SOURCE EXCERPT

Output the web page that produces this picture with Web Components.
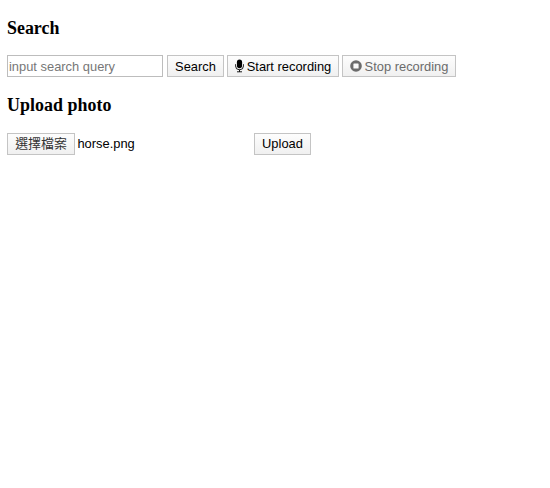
<!DOCTYPE html>
<html lang="zh-Hant"><head><meta charset="utf-8"><title>Search and upload</title>
<style>
body{margin:0;background:#fff;color:#000}
</style></head><body>
<photo-page></photo-page>
<script>
const define = (name, html) => customElements.define(name, class extends HTMLElement {
  constructor() {
    super();
    const t = document.createElement('template');
    t.innerHTML = html;
    this.attachShadow({mode: 'open'}).append(t.content.cloneNode(true));
  }
});

define('push-button', `<style>
:host{display:block;flex:none;font:12.9px/19px "Liberation Sans","Noto Sans CJK TC",sans-serif;color:#000}
button{box-sizing:border-box;width:100%;height:22px;margin:0;padding:0;display:flex;align-items:center;justify-content:center;gap:3px;
font:inherit;color:inherit;white-space:nowrap;border:1px solid #c4c4c4;border-radius:0;background:linear-gradient(#fdfdfd,#f0f0f0)}
:host([muted]){color:#6b6b6b}
</style><button><slot name="icon"></slot><span><slot></slot></span></button>`);

define('mic-icon', `<style>:host{display:block;width:9px;height:14px;margin-top:-1px}svg{display:block}</style>
<svg width="9" height="14" viewBox="0 0 9 14" fill="none" stroke="currentColor">
<rect x="1.9" y=".6" width="5.2" height="8.6" rx="2.6" fill="currentColor" stroke="none"/>
<path d="M.5 5.3v1.5a4 4 0 0 0 8 0V5.3M4.5 10.6v2.2M2 12.8h5" stroke-width=".9"/></svg>`);

define('stop-icon', `<style>:host{display:block;width:12px;height:12px;margin-top:-1px}svg{display:block}</style>
<svg width="12" height="12" viewBox="0 0 12 12"><circle cx="6" cy="6" r="5.8" fill="currentColor"/><rect x="3.4" y="3.4" width="5.2" height="5.2" rx=".6" fill="#f9f9f9"/></svg>`);

define('search-field', `<style>:host{display:block;flex:none;width:156px}
input{display:block;box-sizing:border-box;width:100%;height:22px;margin:0;padding:0 1px;border:1px solid #bdbdbd;border-radius:0;outline:0;background:#fff;font:12.9px "Liberation Sans",sans-serif}
input::placeholder{color:#777;opacity:1}</style><input placeholder="input search query">`);

define('file-field', `<style>:host{display:flex;flex:none;width:243px;gap:2.4px;font:12.9px/22px "Liberation Sans",sans-serif}
push-button{width:68px;color:#333}</style><push-button>選擇檔案</push-button><span><slot></slot></span>`);

define('form-section', `<style>:host{display:block;height:77.5px}
h3{margin:0 0 16.5px;font:bold 17.9px/21px "Liberation Serif",serif}
div{display:flex;align-items:flex-start}</style><h3><slot name="title"></slot></h3><div><slot></slot></div>`);

define('photo-page', `<style>:host{display:block;padding:17.5px 7px 0}
.row{display:flex;gap:4px}.search{width:57px;margin-right:-1px}.start{width:112px;margin-right:-1px}.stop{width:114px}.upload{width:57px}
.wide{letter-spacing:.06px}</style>
<form-section><span slot="title">Search</span><div class="row">
<search-field></search-field><push-button class="search">Search</push-button>
<push-button class="start"><mic-icon slot="icon"></mic-icon>Start recording</push-button>
<push-button class="stop" muted><stop-icon slot="icon"></stop-icon>Stop recording</push-button></div></form-section>
<form-section><span slot="title" class="wide">Upload photo</span><div class="row">
<file-field>horse.png</file-field><push-button class="upload">Upload</push-button></div></form-section>`);
</script></body></html>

WHAT YOU WILL DO
Every line of the data above should be quoted exactly. Omit the pictures.

COMPLETE ANSWER
Output the web page that produces this picture with Web Components.
<!DOCTYPE html>
<html lang="zh-Hant"><head><meta charset="utf-8"><title>Search and upload</title>
<style>
body{margin:0;background:#fff;color:#000}
</style></head><body>
<photo-page></photo-page>
<script>
const define = (name, html) => customElements.define(name, class extends HTMLElement {
  constructor() {
    super();
    const t = document.createElement('template');
    t.innerHTML = html;
    this.attachShadow({mode: 'open'}).append(t.content.cloneNode(true));
  }
});

define('push-button', `<style>
:host{display:block;flex:none;font:12.9px/19px "Liberation Sans","Noto Sans CJK TC",sans-serif;color:#000}
button{box-sizing:border-box;width:100%;height:22px;margin:0;padding:0;display:flex;align-items:center;justify-content:center;gap:3px;
font:inherit;color:inherit;white-space:nowrap;border:1px solid #c4c4c4;border-radius:0;background:linear-gradient(#fdfdfd,#f0f0f0)}
:host([muted]){color:#6b6b6b}
</style><button><slot name="icon"></slot><span><slot></slot></span></button>`);

define('mic-icon', `<style>:host{display:block;width:9px;height:14px;margin-top:-1px}svg{display:block}</style>
<svg width="9" height="14" viewBox="0 0 9 14" fill="none" stroke="currentColor">
<rect x="1.9" y=".6" width="5.2" height="8.6" rx="2.6" fill="currentColor" stroke="none"/>
<path d="M.5 5.3v1.5a4 4 0 0 0 8 0V5.3M4.5 10.6v2.2M2 12.8h5" stroke-width=".9"/></svg>`);

define('stop-icon', `<style>:host{display:block;width:12px;height:12px;margin-top:-1px}svg{display:block}</style>
<svg width="12" height="12" viewBox="0 0 12 12"><circle cx="6" cy="6" r="5.8" fill="currentColor"/><rect x="3.4" y="3.4" width="5.2" height="5.2" rx=".6" fill="#f9f9f9"/></svg>`);

define('search-field', `<style>:host{display:block;flex:none;width:156px}
input{display:block;box-sizing:border-box;width:100%;height:22px;margin:0;padding:0 1px;border:1px solid #bdbdbd;border-radius:0;outline:0;background:#fff;font:12.9px "Liberation Sans",sans-serif}
input::placeholder{color:#777;opacity:1}</style><input placeholder="input search query">`);

define('file-field', `<style>:host{display:flex;flex:none;width:243px;gap:2.4px;font:12.9px/22px "Liberation Sans",sans-serif}
push-button{width:68px;color:#333}</style><push-button>選擇檔案</push-button><span><slot></slot></span>`);

define('form-section', `<style>:host{display:block;height:77.5px}
h3{margin:0 0 16.5px;font:bold 17.9px/21px "Liberation Serif",serif}
div{display:flex;align-items:flex-start}</style><h3><slot name="title"></slot></h3><div><slot></slot></div>`);

define('photo-page', `<style>:host{display:block;padding:17.5px 7px 0}
.row{display:flex;gap:4px}.search{width:57px;margin-right:-1px}.start{width:112px;margin-right:-1px}.stop{width:114px}.upload{width:57px}
.wide{letter-spacing:.06px}</style>
<form-section><span slot="title">Search</span><div class="row">
<search-field></search-field><push-button class="search">Search</push-button>
<push-button class="start"><mic-icon slot="icon"></mic-icon>Start recording</push-button>
<push-button class="stop" muted><stop-icon slot="icon"></stop-icon>Stop recording</push-button></div></form-section>
<form-section><span slot="title" class="wide">Upload photo</span><div class="row">
<file-field>horse.png</file-field><push-button class="upload">Upload</push-button></div></form-section>`);
</script></body></html>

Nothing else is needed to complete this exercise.